> Aim of the exercise
Copy each line of the data below exactly, leaving out pictures.

> Supplied information

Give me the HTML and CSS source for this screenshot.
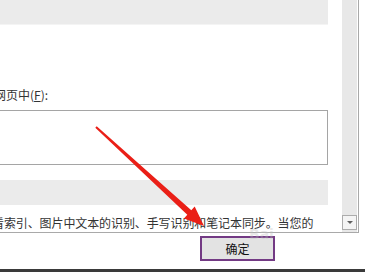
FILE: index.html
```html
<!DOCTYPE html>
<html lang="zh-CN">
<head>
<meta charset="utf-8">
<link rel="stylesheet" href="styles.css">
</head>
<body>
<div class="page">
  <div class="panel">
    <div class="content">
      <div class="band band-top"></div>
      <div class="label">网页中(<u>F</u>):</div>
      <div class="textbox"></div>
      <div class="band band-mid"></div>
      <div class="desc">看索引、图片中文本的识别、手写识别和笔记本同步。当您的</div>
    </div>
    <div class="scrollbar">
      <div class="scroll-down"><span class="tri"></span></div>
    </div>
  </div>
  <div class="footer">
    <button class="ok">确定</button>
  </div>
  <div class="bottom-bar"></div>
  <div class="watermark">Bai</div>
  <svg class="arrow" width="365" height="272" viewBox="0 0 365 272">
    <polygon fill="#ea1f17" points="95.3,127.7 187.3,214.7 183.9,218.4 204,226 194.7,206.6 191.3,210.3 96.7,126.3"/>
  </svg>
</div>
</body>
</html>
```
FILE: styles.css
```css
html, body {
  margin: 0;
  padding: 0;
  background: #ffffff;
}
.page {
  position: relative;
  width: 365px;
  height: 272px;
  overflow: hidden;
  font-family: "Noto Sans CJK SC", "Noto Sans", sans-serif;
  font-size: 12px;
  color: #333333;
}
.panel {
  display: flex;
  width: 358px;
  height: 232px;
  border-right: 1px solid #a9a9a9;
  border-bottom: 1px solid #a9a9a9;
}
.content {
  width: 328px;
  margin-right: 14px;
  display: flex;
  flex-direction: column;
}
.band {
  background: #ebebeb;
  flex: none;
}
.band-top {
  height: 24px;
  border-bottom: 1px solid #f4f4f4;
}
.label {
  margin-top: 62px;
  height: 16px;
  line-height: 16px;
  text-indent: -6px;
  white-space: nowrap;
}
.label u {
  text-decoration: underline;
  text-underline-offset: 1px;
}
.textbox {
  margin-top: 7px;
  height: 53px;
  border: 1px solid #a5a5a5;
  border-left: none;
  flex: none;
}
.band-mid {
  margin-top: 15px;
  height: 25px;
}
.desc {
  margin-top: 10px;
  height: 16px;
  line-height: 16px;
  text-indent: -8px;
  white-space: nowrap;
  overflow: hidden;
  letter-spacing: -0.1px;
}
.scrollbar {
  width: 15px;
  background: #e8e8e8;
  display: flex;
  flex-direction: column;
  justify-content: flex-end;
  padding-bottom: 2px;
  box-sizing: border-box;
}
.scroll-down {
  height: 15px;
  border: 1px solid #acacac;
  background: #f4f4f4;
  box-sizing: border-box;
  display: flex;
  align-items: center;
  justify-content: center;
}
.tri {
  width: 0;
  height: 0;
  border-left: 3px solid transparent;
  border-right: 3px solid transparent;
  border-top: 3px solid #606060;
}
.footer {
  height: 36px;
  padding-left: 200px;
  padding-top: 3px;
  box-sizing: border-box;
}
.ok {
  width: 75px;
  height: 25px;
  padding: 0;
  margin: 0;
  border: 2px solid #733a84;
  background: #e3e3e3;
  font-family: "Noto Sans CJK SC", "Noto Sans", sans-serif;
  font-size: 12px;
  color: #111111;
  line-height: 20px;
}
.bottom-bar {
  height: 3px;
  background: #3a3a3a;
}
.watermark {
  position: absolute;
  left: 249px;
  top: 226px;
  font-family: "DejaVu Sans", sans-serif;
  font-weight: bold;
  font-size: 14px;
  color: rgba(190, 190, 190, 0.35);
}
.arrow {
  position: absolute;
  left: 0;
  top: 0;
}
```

> Full solution
Give me the HTML and CSS source for this screenshot.
FILE: index.html
```html
<!DOCTYPE html>
<html lang="zh-CN">
<head>
<meta charset="utf-8">
<link rel="stylesheet" href="styles.css">
</head>
<body>
<div class="page">
  <div class="panel">
    <div class="content">
      <div class="band band-top"></div>
      <div class="label">网页中(<u>F</u>):</div>
      <div class="textbox"></div>
      <div class="band band-mid"></div>
      <div class="desc">看索引、图片中文本的识别、手写识别和笔记本同步。当您的</div>
    </div>
    <div class="scrollbar">
      <div class="scroll-down"><span class="tri"></span></div>
    </div>
  </div>
  <div class="footer">
    <button class="ok">确定</button>
  </div>
  <div class="bottom-bar"></div>
  <div class="watermark">Bai</div>
  <svg class="arrow" width="365" height="272" viewBox="0 0 365 272">
    <polygon fill="#ea1f17" points="95.3,127.7 187.3,214.7 183.9,218.4 204,226 194.7,206.6 191.3,210.3 96.7,126.3"/>
  </svg>
</div>
</body>
</html>
```
FILE: styles.css
```css
html, body {
  margin: 0;
  padding: 0;
  background: #ffffff;
}
.page {
  position: relative;
  width: 365px;
  height: 272px;
  overflow: hidden;
  font-family: "Noto Sans CJK SC", "Noto Sans", sans-serif;
  font-size: 12px;
  color: #333333;
}
.panel {
  display: flex;
  width: 358px;
  height: 232px;
  border-right: 1px solid #a9a9a9;
  border-bottom: 1px solid #a9a9a9;
}
.content {
  width: 328px;
  margin-right: 14px;
  display: flex;
  flex-direction: column;
}
.band {
  background: #ebebeb;
  flex: none;
}
.band-top {
  height: 24px;
  border-bottom: 1px solid #f4f4f4;
}
.label {
  margin-top: 62px;
  height: 16px;
  line-height: 16px;
  text-indent: -6px;
  white-space: nowrap;
}
.label u {
  text-decoration: underline;
  text-underline-offset: 1px;
}
.textbox {
  margin-top: 7px;
  height: 53px;
  border: 1px solid #a5a5a5;
  border-left: none;
  flex: none;
}
.band-mid {
  margin-top: 15px;
  height: 25px;
}
.desc {
  margin-top: 10px;
  height: 16px;
  line-height: 16px;
  text-indent: -8px;
  white-space: nowrap;
  overflow: hidden;
  letter-spacing: -0.1px;
}
.scrollbar {
  width: 15px;
  background: #e8e8e8;
  display: flex;
  flex-direction: column;
  justify-content: flex-end;
  padding-bottom: 2px;
  box-sizing: border-box;
}
.scroll-down {
  height: 15px;
  border: 1px solid #acacac;
  background: #f4f4f4;
  box-sizing: border-box;
  display: flex;
  align-items: center;
  justify-content: center;
}
.tri {
  width: 0;
  height: 0;
  border-left: 3px solid transparent;
  border-right: 3px solid transparent;
  border-top: 3px solid #606060;
}
.footer {
  height: 36px;
  padding-left: 200px;
  padding-top: 3px;
  box-sizing: border-box;
}
.ok {
  width: 75px;
  height: 25px;
  padding: 0;
  margin: 0;
  border: 2px solid #733a84;
  background: #e3e3e3;
  font-family: "Noto Sans CJK SC", "Noto Sans", sans-serif;
  font-size: 12px;
  color: #111111;
  line-height: 20px;
}
.bottom-bar {
  height: 3px;
  background: #3a3a3a;
}
.watermark {
  position: absolute;
  left: 249px;
  top: 226px;
  font-family: "DejaVu Sans", sans-serif;
  font-weight: bold;
  font-size: 14px;
  color: rgba(190, 190, 190, 0.35);
}
.arrow {
  position: absolute;
  left: 0;
  top: 0;
}
```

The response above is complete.